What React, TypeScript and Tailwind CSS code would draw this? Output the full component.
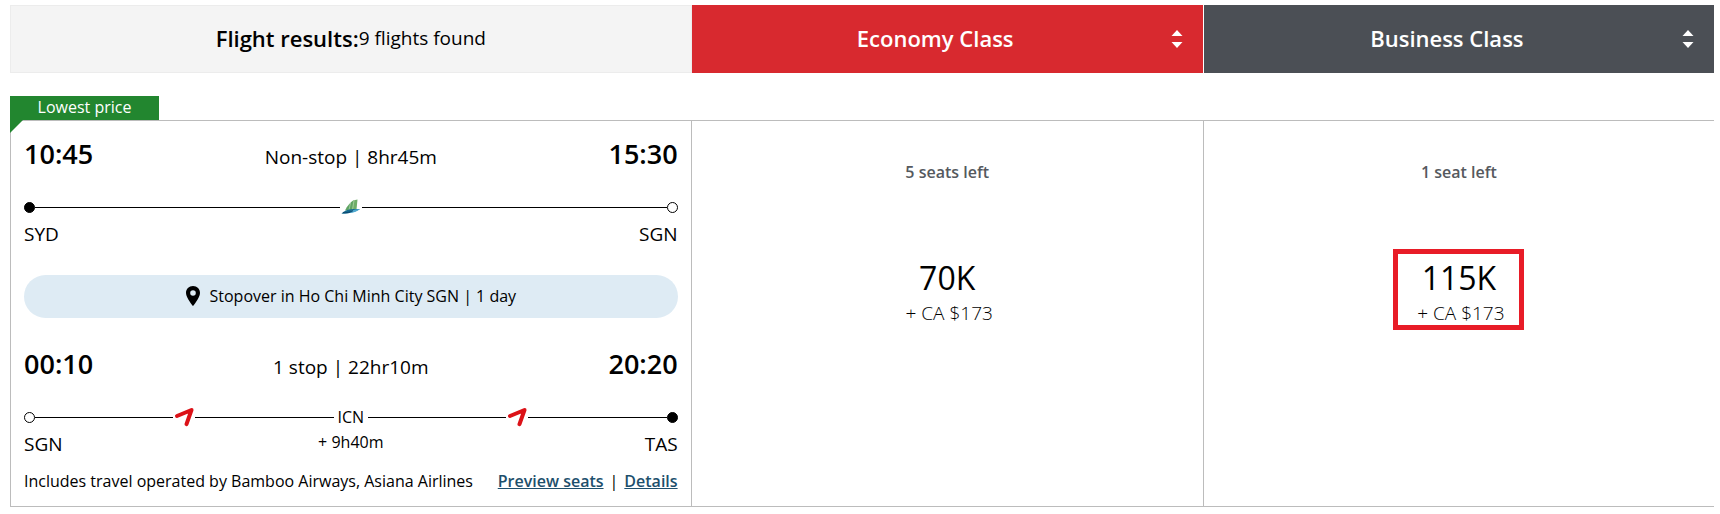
import React from 'react';

type Stop = {
    code: string;
    layover: string;
};

type Leg = {
    departs: string;
    arrives: string;
    from: string;
    to: string;
    summary: string;
    carriers: ('bamboo' | 'asiana')[];
    stop?: Stop;
    fromFilled: boolean;
};

type Fare = {
    id: string;
    seats: string;
    points: string;
    cash: string;
    highlighted: boolean;
};

const legs: Leg[] = [
    {
        departs: '10:45',
        arrives: '15:30',
        from: 'SYD',
        to: 'SGN',
        summary: 'Non-stop | 8hr45m',
        carriers: ['bamboo'],
        fromFilled: true,
    },
    {
        departs: '00:10',
        arrives: '20:20',
        from: 'SGN',
        to: 'TAS',
        summary: '1 stop | 22hr10m',
        carriers: ['asiana', 'asiana'],
        stop: { code: 'ICN', layover: '+ 9h40m' },
        fromFilled: false,
    },
];

const fares: Fare[] = [
    {
        id: 'economy',
        seats: '5 seats left',
        points: '70K',
        cash: '+ CA $173',
        highlighted: false,
    },
    {
        id: 'business',
        seats: '1 seat left',
        points: '115K',
        cash: '+ CA $173',
        highlighted: true,
    },
];

const SortIcon = () => (
    <svg className="h-5 w-3" viewBox="0 0 12 20" fill="currentColor">
        <path d="M6 1l5.5 6H.5z" />
        <path d="M6 19l5.5-6H.5z" />
    </svg>
);

const PinIcon = () => (
    <svg className="h-5 w-4" viewBox="0 0 16 20">
        <path
            fillRule="evenodd"
            d="M8 0C3.900 0 1 3 1 6.900 1 11.500 8 20 8 20s7-8.500 7-13.100C15 3 12.100 0 8 0zm0 4.200a2.800 2.800 0 1 1 0 5.600 2.800 2.800 0 0 1 0-5.600z"
        />
    </svg>
);

// Small airline marks that sit on the route line
const CarrierIcon = ({ carrier }: { carrier: 'bamboo' | 'asiana' }) =>
    carrier === 'bamboo' ? (
        <svg className="h-5 w-[22px]" viewBox="0 0 22 20">
            <path d="M5 13.500C7 9 10.500 5 13.500 3.200L13 13z" fill="#5fa463" />
            <path d="M13 3.500L17.500 2.500 16.500 12.500 12 13z" fill="#6fae68" />
            <path d="M10.500 6L9 13M14 3.500L12.500 13" stroke="#c3dfbd" strokeWidth="0.6" />
            <path d="M1.500 16.500C5 12.500 11 11.500 20 12c-3 1.800-6 3-9.500 3.800-3 .8-6 1.200-9 .7z" fill="#12698f" />
            <path d="M10.500 16c3.500-.4 7-1.800 9.500-4-3.500 0-6.500.8-9 2z" fill="#4fa9cf" />
            <path d="M3 15.500c3.500.5 7-.2 10-1.800" stroke="#0c4770" strokeWidth="1" fill="none" />
        </svg>
    ) : (
        <svg className="h-5 w-[22px]" viewBox="0 0 22 20">
            <path
                d="M4 9L18.500 3 13.500 17.200"
                fill="none"
                stroke="#dc1218"
                strokeWidth="4"
                strokeLinecap="round"
                strokeLinejoin="round"
            />
            <path d="M14 5.500L20.300 1.500 17 10z" fill="#dc1218" />
        </svg>
    );

const Dot = ({ filled }: { filled: boolean }) => (
    <span
        className={`size-[11px] rounded-full border border-black ${filled ? 'bg-black' : 'bg-white'}`}
    />
);

const Line = () => <span className="h-px flex-1 bg-black" />;

const FlightLeg = ({ leg }: { leg: Leg }) => (
    <section>
        <div className="grid grid-cols-[1fr_auto_1fr] items-baseline leading-9">
            <span className="text-[27px] leading-9 font-semibold">{leg.departs}</span>
            <span className="text-[19px] leading-9">{leg.summary}</span>
            <span className="text-right text-[27px] leading-9 font-semibold">{leg.arrives}</span>
        </div>

        <div className="mt-[22px] flex h-5 items-center">
            <Dot filled={leg.fromFilled} />
            <Line />
            <CarrierIcon carrier={leg.carriers[0]} />
            <Line />
            {leg.stop && (
                <>
                    <span className="px-1 text-base leading-5">{leg.stop.code}</span>
                    <Line />
                    <CarrierIcon carrier={leg.carriers[1]} />
                    <Line />
                </>
            )}
            <Dot filled={!leg.fromFilled} />
        </div>

        <div className="mt-[3px] grid grid-cols-[1fr_auto_1fr] text-[19px] leading-7">
            <span>{leg.from}</span>
            <span className="text-base leading-6">{leg.stop?.layover}</span>
            <span className="text-right">{leg.to}</span>
        </div>
    </section>
);

const CabinButton = ({ label, className }: { label: string; className: string }) => (
    <button
        type="button"
        className={`flex items-center pr-5 pl-2 text-[22px] font-semibold text-white ${className}`}
    >
        <span className="flex-1 pb-0.5 text-center">{label}</span>
        <SortIcon />
    </button>
);

const App = () => {
    return (
        <main className="bg-white pt-[5px] pr-1.5 pb-2 pl-2.5 font-['Open_Sans',sans-serif] text-black">
            {/* Cabin headers */}
            <header className="grid h-[68px] grid-cols-[40%_30%_30%]">
                <div className="flex items-center justify-center border border-[#ececec] bg-[#f4f4f4] pb-0.5">
                    <h1 className="text-[22px] font-semibold">Flight results:</h1>
                    <span className="text-[19px]">9 flights found</span>
                </div>
                <CabinButton label="Economy Class" className="bg-[#d8292f]" />
                <CabinButton
                    label="Business Class"
                    className="border-l border-white bg-[#4b4f55]"
                />
            </header>

            {/* Result card */}
            <article className="mt-[23px]">
                <div className="h-6 w-[149px] bg-[#22862f] text-center text-base leading-[22px] text-white">
                    Lowest price
                </div>
                <div className="relative grid grid-cols-[40%_30%_30%] border-y border-[#bcbcbc]">
                    <span className="absolute -top-px left-0 size-[13px] bg-[#22862f] [clip-path:polygon(0_0,100%_0,0_100%)]" />

                    <div className="border-x border-[#bcbcbc] px-[13px] pt-[15px] pb-[13px]">
                        <FlightLeg leg={legs[0]} />
                        <div className="mt-[27px] mb-7 flex h-[43px] items-center justify-center gap-2 rounded-full bg-[#deebf4] pb-0.5 text-base">
                            <PinIcon />
                            Stopover in Ho Chi Minh City SGN | 1 day
                        </div>
                        <FlightLeg leg={legs[1]} />

                        <div className="mt-[11px] flex justify-between text-base leading-6">
                            <p>Includes travel operated by Bamboo Airways, Asiana Airlines</p>
                            <p className="flex gap-1.5">
                                <a href="#seats" className="font-semibold text-[#1d4f6c] underline">
                                    Preview seats
                                </a>
                                <span>|</span>
                                <a href="#details" className="font-semibold text-[#1d4f6c] underline">
                                    Details
                                </a>
                            </p>
                        </div>
                    </div>

                    {fares.map((fare) => (
                        <div
                            key={fare.id}
                            className="flex flex-col items-center border-[#bcbcbc] pt-[39px] last:border-l"
                        >
                            <p className="text-base leading-6 font-semibold text-[#55595e]">{fare.seats}</p>
                            <div
                                className={`mt-[65px] flex h-[81px] w-[131px] flex-col items-center border-[5px] pt-1 ${fare.highlighted ? 'border-[#e81c27]' : 'border-transparent'}`}
                            >
                                <p className="text-[32px] leading-10">{fare.points}</p>
                                <p className="pl-1 text-[19px] leading-[30px] font-light">{fare.cash}</p>
                            </div>
                        </div>
                    ))}
                </div>
            </article>
        </main>
    );
};

export default App;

----

◆ YOUR INSTRUCTIONS: Retype the listing exactly. Pictures do not belong in the copy.

◆ RESULT OF THE TASK:
What React, TypeScript and Tailwind CSS code would draw this? Output the full component.
import React from 'react';

type Stop = {
    code: string;
    layover: string;
};

type Leg = {
    departs: string;
    arrives: string;
    from: string;
    to: string;
    summary: string;
    carriers: ('bamboo' | 'asiana')[];
    stop?: Stop;
    fromFilled: boolean;
};

type Fare = {
    id: string;
    seats: string;
    points: string;
    cash: string;
    highlighted: boolean;
};

const legs: Leg[] = [
    {
        departs: '10:45',
        arrives: '15:30',
        from: 'SYD',
        to: 'SGN',
        summary: 'Non-stop | 8hr45m',
        carriers: ['bamboo'],
        fromFilled: true,
    },
    {
        departs: '00:10',
        arrives: '20:20',
        from: 'SGN',
        to: 'TAS',
        summary: '1 stop | 22hr10m',
        carriers: ['asiana', 'asiana'],
        stop: { code: 'ICN', layover: '+ 9h40m' },
        fromFilled: false,
    },
];

const fares: Fare[] = [
    {
        id: 'economy',
        seats: '5 seats left',
        points: '70K',
        cash: '+ CA $173',
        highlighted: false,
    },
    {
        id: 'business',
        seats: '1 seat left',
        points: '115K',
        cash: '+ CA $173',
        highlighted: true,
    },
];

const SortIcon = () => (
    <svg className="h-5 w-3" viewBox="0 0 12 20" fill="currentColor">
        <path d="M6 1l5.5 6H.5z" />
        <path d="M6 19l5.5-6H.5z" />
    </svg>
);

const PinIcon = () => (
    <svg className="h-5 w-4" viewBox="0 0 16 20">
        <path
            fillRule="evenodd"
            d="M8 0C3.900 0 1 3 1 6.900 1 11.500 8 20 8 20s7-8.500 7-13.100C15 3 12.100 0 8 0zm0 4.200a2.800 2.800 0 1 1 0 5.600 2.800 2.800 0 0 1 0-5.600z"
        />
    </svg>
);

// Small airline marks that sit on the route line
const CarrierIcon = ({ carrier }: { carrier: 'bamboo' | 'asiana' }) =>
    carrier === 'bamboo' ? (
        <svg className="h-5 w-[22px]" viewBox="0 0 22 20">
            <path d="M5 13.500C7 9 10.500 5 13.500 3.200L13 13z" fill="#5fa463" />
            <path d="M13 3.500L17.500 2.500 16.500 12.500 12 13z" fill="#6fae68" />
            <path d="M10.500 6L9 13M14 3.500L12.500 13" stroke="#c3dfbd" strokeWidth="0.6" />
            <path d="M1.500 16.500C5 12.500 11 11.500 20 12c-3 1.800-6 3-9.500 3.800-3 .8-6 1.200-9 .7z" fill="#12698f" />
            <path d="M10.500 16c3.500-.4 7-1.800 9.500-4-3.500 0-6.500.8-9 2z" fill="#4fa9cf" />
            <path d="M3 15.500c3.500.5 7-.2 10-1.800" stroke="#0c4770" strokeWidth="1" fill="none" />
        </svg>
    ) : (
        <svg className="h-5 w-[22px]" viewBox="0 0 22 20">
            <path
                d="M4 9L18.500 3 13.500 17.200"
                fill="none"
                stroke="#dc1218"
                strokeWidth="4"
                strokeLinecap="round"
                strokeLinejoin="round"
            />
            <path d="M14 5.500L20.300 1.500 17 10z" fill="#dc1218" />
        </svg>
    );

const Dot = ({ filled }: { filled: boolean }) => (
    <span
        className={`size-[11px] rounded-full border border-black ${filled ? 'bg-black' : 'bg-white'}`}
    />
);

const Line = () => <span className="h-px flex-1 bg-black" />;

const FlightLeg = ({ leg }: { leg: Leg }) => (
    <section>
        <div className="grid grid-cols-[1fr_auto_1fr] items-baseline leading-9">
            <span className="text-[27px] leading-9 font-semibold">{leg.departs}</span>
            <span className="text-[19px] leading-9">{leg.summary}</span>
            <span className="text-right text-[27px] leading-9 font-semibold">{leg.arrives}</span>
        </div>

        <div className="mt-[22px] flex h-5 items-center">
            <Dot filled={leg.fromFilled} />
            <Line />
            <CarrierIcon carrier={leg.carriers[0]} />
            <Line />
            {leg.stop && (
                <>
                    <span className="px-1 text-base leading-5">{leg.stop.code}</span>
                    <Line />
                    <CarrierIcon carrier={leg.carriers[1]} />
                    <Line />
                </>
            )}
            <Dot filled={!leg.fromFilled} />
        </div>

        <div className="mt-[3px] grid grid-cols-[1fr_auto_1fr] text-[19px] leading-7">
            <span>{leg.from}</span>
            <span className="text-base leading-6">{leg.stop?.layover}</span>
            <span className="text-right">{leg.to}</span>
        </div>
    </section>
);

const CabinButton = ({ label, className }: { label: string; className: string }) => (
    <button
        type="button"
        className={`flex items-center pr-5 pl-2 text-[22px] font-semibold text-white ${className}`}
    >
        <span className="flex-1 pb-0.5 text-center">{label}</span>
        <SortIcon />
    </button>
);

const App = () => {
    return (
        <main className="bg-white pt-[5px] pr-1.5 pb-2 pl-2.5 font-['Open_Sans',sans-serif] text-black">
            {/* Cabin headers */}
            <header className="grid h-[68px] grid-cols-[40%_30%_30%]">
                <div className="flex items-center justify-center border border-[#ececec] bg-[#f4f4f4] pb-0.5">
                    <h1 className="text-[22px] font-semibold">Flight results:</h1>
                    <span className="text-[19px]">9 flights found</span>
                </div>
                <CabinButton label="Economy Class" className="bg-[#d8292f]" />
                <CabinButton
                    label="Business Class"
                    className="border-l border-white bg-[#4b4f55]"
                />
            </header>

            {/* Result card */}
            <article className="mt-[23px]">
                <div className="h-6 w-[149px] bg-[#22862f] text-center text-base leading-[22px] text-white">
                    Lowest price
                </div>
                <div className="relative grid grid-cols-[40%_30%_30%] border-y border-[#bcbcbc]">
                    <span className="absolute -top-px left-0 size-[13px] bg-[#22862f] [clip-path:polygon(0_0,100%_0,0_100%)]" />

                    <div className="border-x border-[#bcbcbc] px-[13px] pt-[15px] pb-[13px]">
                        <FlightLeg leg={legs[0]} />
                        <div className="mt-[27px] mb-7 flex h-[43px] items-center justify-center gap-2 rounded-full bg-[#deebf4] pb-0.5 text-base">
                            <PinIcon />
                            Stopover in Ho Chi Minh City SGN | 1 day
                        </div>
                        <FlightLeg leg={legs[1]} />

                        <div className="mt-[11px] flex justify-between text-base leading-6">
                            <p>Includes travel operated by Bamboo Airways, Asiana Airlines</p>
                            <p className="flex gap-1.5">
                                <a href="#seats" className="font-semibold text-[#1d4f6c] underline">
                                    Preview seats
                                </a>
                                <span>|</span>
                                <a href="#details" className="font-semibold text-[#1d4f6c] underline">
                                    Details
                                </a>
                            </p>
                        </div>
                    </div>

                    {fares.map((fare) => (
                        <div
                            key={fare.id}
                            className="flex flex-col items-center border-[#bcbcbc] pt-[39px] last:border-l"
                        >
                            <p className="text-base leading-6 font-semibold text-[#55595e]">{fare.seats}</p>
                            <div
                                className={`mt-[65px] flex h-[81px] w-[131px] flex-col items-center border-[5px] pt-1 ${fare.highlighted ? 'border-[#e81c27]' : 'border-transparent'}`}
                            >
                                <p className="text-[32px] leading-10">{fare.points}</p>
                                <p className="pl-1 text-[19px] leading-[30px] font-light">{fare.cash}</p>
                            </div>
                        </div>
                    ))}
                </div>
            </article>
        </main>
    );
};

export default App;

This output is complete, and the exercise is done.